§ Problem to solve
Search the material for the word "page" and report each line where it turns up.

§ Supplied data

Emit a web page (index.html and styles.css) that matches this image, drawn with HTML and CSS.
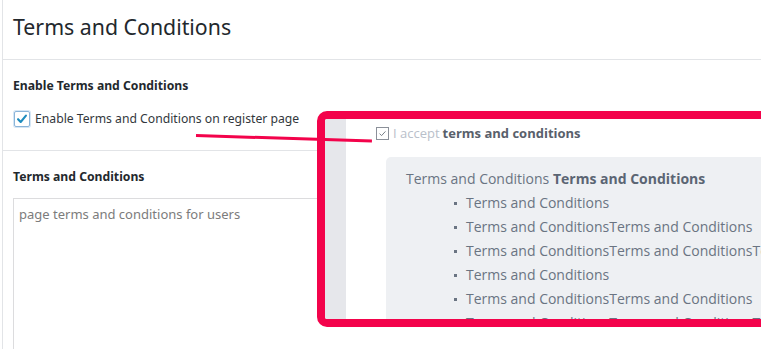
FILE: index.html
```html
<!DOCTYPE html>
<html lang="en">
<head>
  <meta charset="UTF-8">
  <meta name="viewport" content="width=device-width, initial-scale=1.0">
  <title>Terms and Conditions</title>
  <link rel="stylesheet" href="styles.css">
</head>
<body>
  <div class="page">
    <header class="page-head">
      <h1>Terms and Conditions</h1>
    </header>

    <section class="field">
      <h2>Enable Terms and Conditions</h2>
      <label class="check">
        <span class="check-box">
          <svg viewBox="0 0 16 16" width="16" height="16"><path d="M3.5 8.2l3 3.2 6-7.2" fill="none" stroke="#1e8cbe" stroke-width="2.4" stroke-linecap="round" stroke-linejoin="round"/></svg>
        </span>
        <span>Enable Terms and Conditions on register page</span>
      </label>
    </section>

    <section class="field">
      <h2>Terms and Conditions</h2>
      <textarea class="terms-input" placeholder="page terms and conditions for users"></textarea>
    </section>

    <!-- preview callout drawn over the settings -->
    <div class="pointer"></div>
    <div class="callout">
      <div class="callout-strip"></div>
      <div class="callout-body">
        <div class="accept">
          <span class="accept-box">
            <svg viewBox="0 0 13 13" width="13" height="13"><path d="M3 6.6l2.4 2.4 4.6-5" fill="none" stroke="#6f7680" stroke-width="1.1"/></svg>
          </span>
          <span class="accept-muted">I accept</span>
          <b>terms and conditions</b>
        </div>
        <div class="terms-box">
          <p>Terms and Conditions <b>Terms and Conditions</b></p>
          <ul>
            <li>Terms and Conditions</li>
            <li>Terms and ConditionsTerms and Conditions</li>
            <li>Terms and ConditionsTerms and ConditionsTerms and Conditions</li>
            <li>Terms and Conditions</li>
            <li>Terms and ConditionsTerms and Conditions</li>
            <li>Terms and ConditionsTerms and ConditionsTerms and Conditions</li>
          </ul>
        </div>
      </div>
    </div>
  </div>
</body>
</html>
```

FILE: styles.css
```css
html, body {
  margin: 0;
  padding: 0;
  background: #fff;
  overflow: hidden;
}
body {
  font-family: 'Noto Sans', 'Open Sans', sans-serif;
  color: #23282d;
  height: 349px;
}
.page {
  position: relative;
  margin-left: 2px;
  border-left: 1px solid #e2e4e7;
  height: 349px;
  overflow: hidden;
}
.page-head {
  height: 60px;
  border-bottom: 1px solid #e2e4e7;
  padding-left: 10px;
  box-sizing: border-box;
}
.page-head h1 {
  margin: 0;
  padding-top: 11px;
  font-size: 21.3px;
  font-weight: 400;
  line-height: 32px;
  color: #23282d;
}
.field {
  padding: 16px 10px 21px;
  border-bottom: 1px solid #e2e4e7;
}
.field h2 {
  margin: 0 0 13px;
  font-size: 12.2px;
  font-weight: 700;
  line-height: 20px;
}
.check {
  display: flex;
  align-items: center;
  gap: 5px;
  font-size: 12.2px;
  line-height: 20px;
  color: #32373c;
}
.check-box {
  width: 16px;
  height: 16px;
  margin-left: 1px;
  border: 1px solid #8ab4d9;
  border-radius: 2px;
  box-sizing: border-box;
  display: flex;
  align-items: center;
  justify-content: center;
  box-shadow: 0 0 0 1px #d5e6f5;
}
.check-box svg {
  width: 14px;
  height: 14px;
}
.field:last-of-type {
  border-bottom: none;
  padding-bottom: 0;
}
.field:last-of-type h2 {
  margin-bottom: 11px;
}
.terms-input {
  display: block;
  width: 790px;
  height: 200px;
  margin: 0;
  padding: 5px 5px;
  border: 1px solid #dcdcde;
  font-family: inherit;
  font-size: 13px;
  line-height: 20px;
  resize: none;
  box-sizing: border-box;
}
.terms-input::placeholder {
  color: #7c7c7c;
}

/* annotation overlay */
.pointer {
  position: absolute;
  left: 193px;
  top: 134px;
  width: 176px;
  height: 3px;
  background: #f3034b;
  transform: rotate(1.8deg);
  transform-origin: left center;
  z-index: 2;
}
.callout {
  position: absolute;
  left: 314px;
  top: 111px;
  width: 470px;
  height: 216px;
  border: 8px solid #f3034b;
  border-radius: 10px;
  box-sizing: border-box;
  display: flex;
  overflow: hidden;
  background: #fff;
  z-index: 1;
}
.callout-strip {
  width: 21px;
  flex: none;
  background: #e6e7eb;
}
.callout-body {
  flex: 1;
  padding: 6px 0 0 30px;
  font-family: 'Open Sans', sans-serif;
  white-space: nowrap;
}
.accept {
  display: flex;
  align-items: center;
  gap: 3px;
  font-size: 13px;
  line-height: 16px;
  color: #59606b;
}
.accept-box {
  width: 13px;
  height: 13px;
  border: 1px solid #8b9099;
  box-sizing: border-box;
  display: flex;
  margin-right: 1px;
}
.accept-box svg {
  width: 11px;
  height: 11px;
}
.accept-muted {
  color: #b9c0ca;
}
.accept b {
  font-weight: 700;
}
.terms-box {
  margin: 16px 0 0 10px;
  padding: 10px 0 0 20px;
  background: #eef0f3;
  border-radius: 5px 0 0 0;
  height: 200px;
  font-size: 14px;
  line-height: 24px;
  color: #6a7482;
}
.terms-box p {
  margin: 0;
}
.terms-box b {
  color: #5b6573;
}
.terms-box ul {
  margin: 0;
  padding-left: 60px;
  list-style: none;
}
.terms-box li {
  position: relative;
}
.terms-box li::before {
  content: "";
  position: absolute;
  left: -12px;
  top: 11px;
  width: 3px;
  height: 3px;
  background: #6a7482;
}
```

§ Solution to the exercise
Emit a web page (index.html and styles.css) that matches this image, drawn with HTML and CSS.
  <div class="page">
    <header class="page-head">
        <span>Enable Terms and Conditions on register page</span>
      <textarea class="terms-input" placeholder="page terms and conditions for users"></textarea>
.page {
.page-head {
.page-head h1 {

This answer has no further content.